Directly input camera params into the model
Hi, thanks for this amazing work!
I am Gongjie from the robotics lab of Alibaba DAMO Academy.
I wonder if camera parameters can be directly injected into the model instead of relying on the predictions. In many practical cases, such as robotics / autonomous driving, camera parameters are pretty easy to obtain. I think directly injecting accurate params could help a lot.
Do you have any advice on achieving this? Thanks a lot. :)
Hi @ZhangGongjie ,
Thanks for the interest! Yes we are testing this feature, and should be included in our next version. Basically it requires to finetune a model to accommodate such an input. A straightforward idea is using something similar to DiT(https://github.com/facebookresearch/DiT).
In our own experiments, fine-tuning typically takes 1–2 days and already shows decent results.
Awesome!! 👍 👍 👍 May I know how many GPU hours you are fine-tuning for?
It was trained on 64 GPUs for 1-2 days , so approximately 1k-2k GPU hours.
Hi @ZhangGongjie ,
Thanks for the interest! Yes we are testing this feature, and should be included in our next version. Basically it requires to finetune a model to accommodate such an input.
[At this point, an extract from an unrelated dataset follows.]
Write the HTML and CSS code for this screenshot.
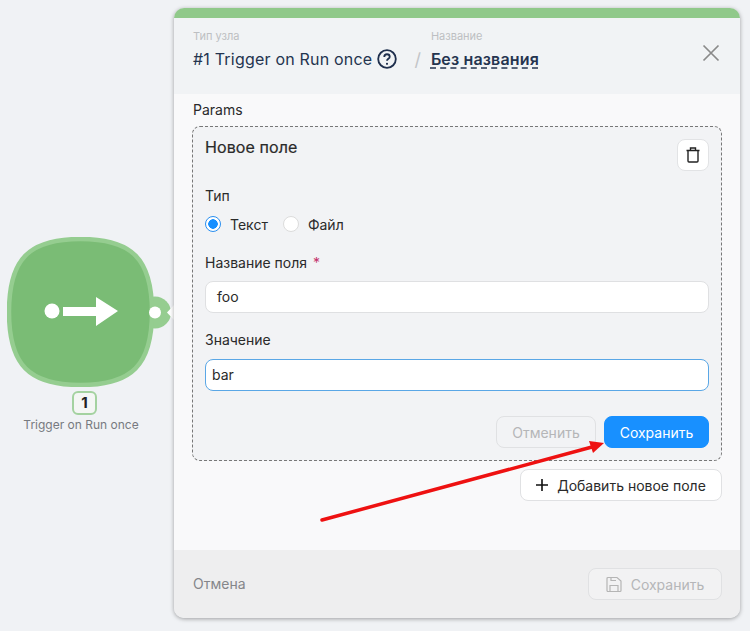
FILE: index.html
```html
<!DOCTYPE html>
<html lang="en">
<head>
    <meta charset="UTF-8">
    <title>Trigger on Run once</title>
    <link rel="stylesheet" href="styles.css">
</head>
<body>
    <div class="canvas">
        <div class="node">
            <svg class="node-shape" width="172" height="150" viewBox="0 0 172 150">
                <circle class="port-ring" cx="148" cy="75.500" r="16"/>
                <path class="blob" d="M73.500 2C125 2 145 22 145 75C145 128 125 148 73.500 148C22 148 2 128 2 75C2 22 22 2 73.500 2Z"/>
                <circle class="white" cx="45" cy="74" r="7.500"/>
                <path class="white" d="M56 70h33v-10l22 14l-22 15v-10h-33z"/>
                <circle class="white" cx="148" cy="75.500" r="6"/>
                <path class="white" d="M160 75.500l7-7.500v15z"/>
            </svg>
            <div class="node-num">1</div>
            <div class="node-name">Trigger on Run once</div>
        </div>
    </div>

    <div class="panel">
        <div class="panel-top"></div>
        <div class="panel-head">
            <div class="head-col">
                <div class="head-label">Тип узла</div>
                <div class="head-title">
                    #1 Trigger on Run once
                    <svg class="help" width="20" height="20" viewBox="0 0 22 22">
                        <circle cx="11" cy="11" r="9.700" fill="none" stroke="#1f2f4d" stroke-width="2"/>
                        <path d="M8 8.700c0-1.800 1.300-2.900 3-2.900s3 1.100 3 2.700c0 2.300-3 2.300-3 4.500" fill="none" stroke="#1f2f4d" stroke-width="2"/>
                        <circle cx="11" cy="16.300" r="1.200" fill="#1f2f4d"/>
                    </svg>
                </div>
            </div>
            <div class="head-slash">/</div>
            <div class="head-col">
                <div class="head-label">Название</div>
                <div class="head-name">Без названия</div>
            </div>
            <svg class="close" width="18" height="18" viewBox="0 0 18 18">
                <path d="M1.500 1.500l15 15M16.500 1.500l-15 15" stroke="#8a8a8a" stroke-width="1.700" fill="none"/>
            </svg>
        </div>

        <div class="panel-body">
            <div class="params-label">Params</div>
            <div class="field-card">
                <div class="card-head">
                    <div class="card-title">Новое поле</div>
                    <button class="icon-btn" type="button">
                        <svg width="16" height="18" viewBox="0 0 16 18">
                            <path d="M1.500 4.500h13M5.500 4.500v-2.500h5v2.500M3 4.500v10.500a1 1 0 0 0 1 1h8a1 1 0 0 0 1-1v-10.500" fill="none" stroke="#222" stroke-width="1.400"/>
                        </svg>
                    </button>
                </div>
                <div class="field-label">Тип</div>
                <div class="radios">
                    <span class="radio radio-on"></span><span class="radio-text">Текст</span>
                    <span class="radio"></span><span class="radio-text">Файл</span>
                </div>
                <div class="field-label">Название поля <span class="req">*</span></div>
                <div class="input">foo</div>
                <div class="field-label value-label">Значение</div>
                <div class="input input-focus">bar</div>
                <div class="card-actions">
                    <button class="btn btn-disabled" type="button">Отменить</button>
                    <button class="btn btn-primary" type="button">Сохранить</button>
                </div>
            </div>
            <div class="add-row">
                <button class="btn btn-add" type="button">
                    <svg width="12" height="12" viewBox="0 0 12 12"><path d="M6 0v12M0 6h12" stroke="#111" stroke-width="1.600"/></svg>
                    Добавить новое поле
                </button>
            </div>
        </div>

        <div class="panel-foot">
            <div class="foot-cancel">Отмена</div>
            <button class="btn btn-save" type="button">
                <svg width="16" height="17" viewBox="0 0 16 17">
                    <path d="M1 2.500a1 1 0 0 1 1-1h9l4 3.500v9.500a1 1 0 0 1-1 1h-12a1 1 0 0 1-1-1z M4 15.500v-6h8v6 M5 1.500v3h5" fill="none" stroke="#b5b5b5" stroke-width="1.200"/>
                </svg>
                Сохранить
            </button>
        </div>
    </div>

    <svg class="arrow" width="750" height="631" viewBox="0 0 750 631">
        <path d="M322 520L592 447" stroke="#ee1111" stroke-width="3.500" stroke-linecap="round"/>
        <path d="M604 443L589 441L593 453Z" fill="#ee1111"/>
    </svg>
</body>
</html>
```

FILE: styles.css
```css
body {
    margin: 0;
    height: 631px;
    overflow: hidden;
    display: flex;
    background-color: #f0f2f5;
    font-family: Inter, "Noto Sans", sans-serif;
    font-size: 14px;
    color: #2a2a2a;
}

button {
    font-family: inherit;
}

.canvas {
    width: 174px;
    flex-shrink: 0;
    padding-top: 237px;
    box-sizing: border-box;
}

.node {
    display: flex;
    flex-direction: column;
    align-items: center;
    width: 162px;
}

.node-shape {
    display: block;
    align-self: flex-start;
    margin-left: 7px;
}

.blob {
    fill: #7abc75;
    stroke: #95cd90;
    stroke-width: 4.500;
}

.port-ring {
    fill: #95cd90;
}

.white {
    fill: #fff;
}

.node-num {
    width: 21px;
    height: 20px;
    margin-top: 4px;
    margin-left: 7px;
    border: 2px solid #a4d2a0;
    border-radius: 6px;
    background-color: #f4f6f4;
    font-size: 15px;
    font-weight: 700;
    line-height: 20px;
    text-align: center;
    color: #222;
}

.node-name {
    margin-top: 2px;
    font-size: 12px;
    line-height: 16px;
    color: #777a80;
}

.panel {
    width: 566px;
    height: 610px;
    margin-top: 8px;
    display: flex;
    flex-direction: column;
    border-radius: 10px;
    overflow: hidden;
    box-shadow: 0 1px 4px rgba(0, 0, 0, 0.35);
}

.panel-top {
    height: 10px;
    background-color: #90c98a;
}

.panel-head {
    height: 76px;
    padding: 11px 20px 0 19px;
    box-sizing: border-box;
    display: flex;
    background-color: #f1f3f5;
}

.head-label {
    font-size: 11px;
    line-height: 14px;
    color: #bdbfc2;
}

.head-title,
.head-name {
    margin-top: 5px;
    font-size: 16px;
    line-height: 22px;
    color: #24344f;
}

.head-title {
    display: flex;
    align-items: center;
    gap: 5px;
    letter-spacing: 0.2px;
}

.head-name {
    font-weight: 600;
    letter-spacing: 0.15px;
    text-decoration: underline dashed;
    text-underline-offset: 3px;
}

.head-slash {
    margin: 20px 10px 0 17px;
    font-size: 18px;
    line-height: 22px;
    color: #c3c5c8;
}

.close {
    margin-left: auto;
    margin-top: 15px;
}

.panel-body {
    flex: 1;
    padding: 7px 18px 0 18px;
    background-color: #f9f9fa;
}

.params-label {
    line-height: 17px;
    margin-bottom: 8px;
    margin-left: 1px;
}

.field-card {
    height: 335px;
    padding: 12px;
    box-sizing: border-box;
    border: 1px dashed #777;
    border-radius: 8px;
    background-color: #f2f3f5;
}

.card-head {
    display: flex;
    justify-content: space-between;
    align-items: flex-start;
    height: 48px;
}

.card-title {
    font-size: 16px;
    font-weight: 400;
    letter-spacing: 0.1px;
    line-height: 17px;
    -webkit-text-stroke: 0.2px #2a2a2a;
}

.icon-btn {
    width: 32px;
    height: 32px;
    padding: 0;
    display: flex;
    align-items: center;
    justify-content: center;
    background-color: #fff;
    border: 1px solid #e2e3e5;
    border-radius: 8px;
}

.field-label {
    height: 17px;
    line-height: 17px;
    margin-bottom: 10px;
}

.value-label {
    margin-bottom: 11px;
}

.req {
    margin-left: 2px;
    color: #c4326b;
}

.radios {
    display: flex;
    align-items: center;
    height: 20px;
    margin-top: 1px;
    margin-bottom: 20px;
}

.radio {
    width: 14px;
    height: 14px;
    border: 1px solid #dcdcdc;
    border-radius: 50%;
    background-color: #fff;
}

.radio-on {
    border-color: #2a8ff0;
    background: radial-gradient(circle, #1890ff 0 4.500px, #fff 5px);
}

.radio-text {
    margin: 0 15px 0 9px;
}

.input {
    height: 30px;
    padding: 0 11px;
    margin-bottom: 18px;
    border: 1px solid #dfe0e2;
    border-radius: 8px;
    background-color: #fff;
    line-height: 30px;
}

.input-focus {
    padding: 0 6px;
    border-color: #5aa7e6;
    margin-bottom: 25px;
}

.card-actions {
    display: flex;
    justify-content: flex-end;
    gap: 8px;
}

.btn {
    height: 32px;
    box-sizing: border-box;
    padding: 0;
    border-radius: 8px;
    border: 1px solid #e0e1e3;
    background-color: transparent;
    font-size: 14px;
    display: flex;
    align-items: center;
    justify-content: center;
}

.btn-disabled {
    width: 100px;
    color: #b5b6b8;
}

.btn-primary {
    width: 105px;
    border-color: #1890ff;
    background-color: #1890ff;
    color: #fff;
}

.add-row {
    display: flex;
    justify-content: flex-end;
    margin-top: 8px;
}

.btn-add {
    width: 202px;
    gap: 9px;
    background-color: #fff;
    color: #2a2a2a;
}

.panel-foot {
    height: 68px;
    padding: 0 18px 0 19px;
    display: flex;
    align-items: center;
    justify-content: space-between;
    background-color: #eeeeef;
}

.foot-cancel {
    padding-bottom: 2px;
    color: #85868a;
}

.btn-save {
    width: 134px;
    gap: 9px;
    color: #b5b6b8;
    background-color: #f2f2f3;
}

/* annotation drawn over the screenshot */
.arrow {
    position: absolute;
    left: 0;
    top: 0;
    pointer-events: none;
}
```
A straightforward idea is using something similar to DiT(https://github.com/facebookresearch/DiT).
In our own experiments, fine-tuning typically takes 1–2 days and already shows decent results.
I am really looking forward to this feature!
Are there any relevant codes and model weights released now?
May I ask if it is now supported to use the known intrinsic and poses of the camera?
Hey @jytime is this feature still being worked on? would be really helpful for a ton of robotics applications
Still waiting, may I ask when it will be released approximately?
Hi @jytime , following up on your suggestion about "using something similar to DiT": are you proposing replacing the LayerNorm in each Block of VGGT's Aggregate with DiT's AdaLN-Zero? I tried this modification in some initial experiments. However, it resulted in a significantly high loss during the early training stages. Is this expected behavior? Could you advise on where improvements might be needed (e.g., architecture adjustments) or if training settings (like the loss function or learning rate) should be tuned?